### REQUIREMENTS
Leave out all pictures. Return exactly the lines from the top of the material through the line containing "import React from 'react';".

____________

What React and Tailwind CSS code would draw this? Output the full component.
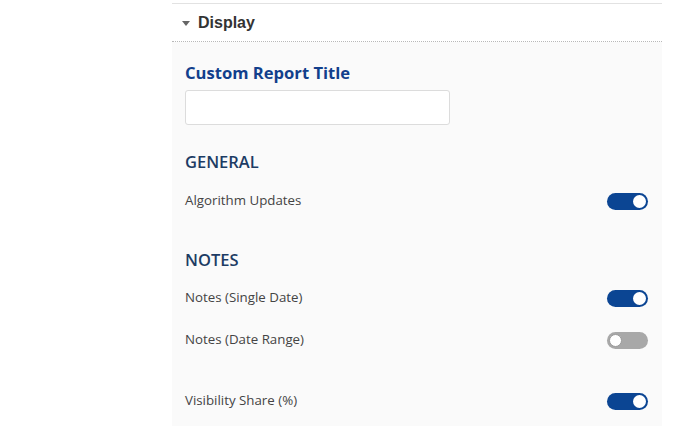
import React from 'react';

const Toggle = ({ on }) => (
  <div
    className={`w-[41px] h-[17px] rounded-full flex items-center px-[2px] ${
      on ? 'bg-[#0b4593] justify-end' : 'bg-[#a8a8a8] justify-start'
    }`}
  >
    <div
      className={`w-[13px] h-[13px] rounded-full bg-white ${on ? '' : 'border border-[#9a9a9a]'}`}
    />
  </div>
);

const ToggleRow = ({ label, on, className = '' }) => (
  <div className={`flex items-center justify-between h-[24px] pr-[14px] ${className}`}>
    <span className="text-[13.3px] text-[#444]">{label}</span>
    <Toggle on={on} />
  </div>
);

const SectionHeading = ({ children, className = '' }) => (
  <h3 className={`text-[16.5px] leading-[22px] font-semibold text-[#1d3c64] ${className}`}>{children}</h3>
);

export default function App() {
  return (
    <div className="w-[674px] h-[426px] bg-white overflow-hidden" style={{ fontFamily: '"Open Sans", sans-serif' }}>
      <div className="ml-[172px] w-[490px] mt-[3px] border-t border-[#e2e2e2]">
        <div className="h-[38px] flex items-center pl-[10px] border-b border-dotted border-[#b8b8b8]">
          <svg width="8" height="5" viewBox="0 0 8 5" className="mr-[8px] mt-[1px]">
            <path d="M0 0 L8 0 L4 5 Z" fill="#666" />
          </svg>
          <span className="text-[16px] font-bold text-[#333]" style={{ fontFamily: '"Liberation Sans", Arial, sans-serif' }}>
            Display
          </span>
        </div>
        <div className="bg-[#fafafa] pl-[13px] pt-[20px] h-[400px]">
          <label className="block text-[16.6px] leading-[22px] font-bold text-[#123f8c]">Custom Report Title</label>
          <input className="mt-[6px] block w-[265px] h-[35px] bg-white border border-[#dcdcdc] rounded-[3px]" />
          <SectionHeading className="mt-[26px]">GENERAL</SectionHeading>
          <ToggleRow label="Algorithm Updates" on className="mt-[16px]" />
          <SectionHeading className="mt-[36px]">NOTES</SectionHeading>
          <ToggleRow label="Notes (Single Date)" on className="mt-[15px]" />
          <ToggleRow label="Notes (Date Range)" on={false} className="mt-[18px]" />
          <ToggleRow label="Visibility Share (%)" on className="mt-[37px]" />
        </div>
      </div>
    </div>
  );
}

____________

### SOLVED EXERCISE
What React and Tailwind CSS code would draw this? Output the full component.
import React from 'react';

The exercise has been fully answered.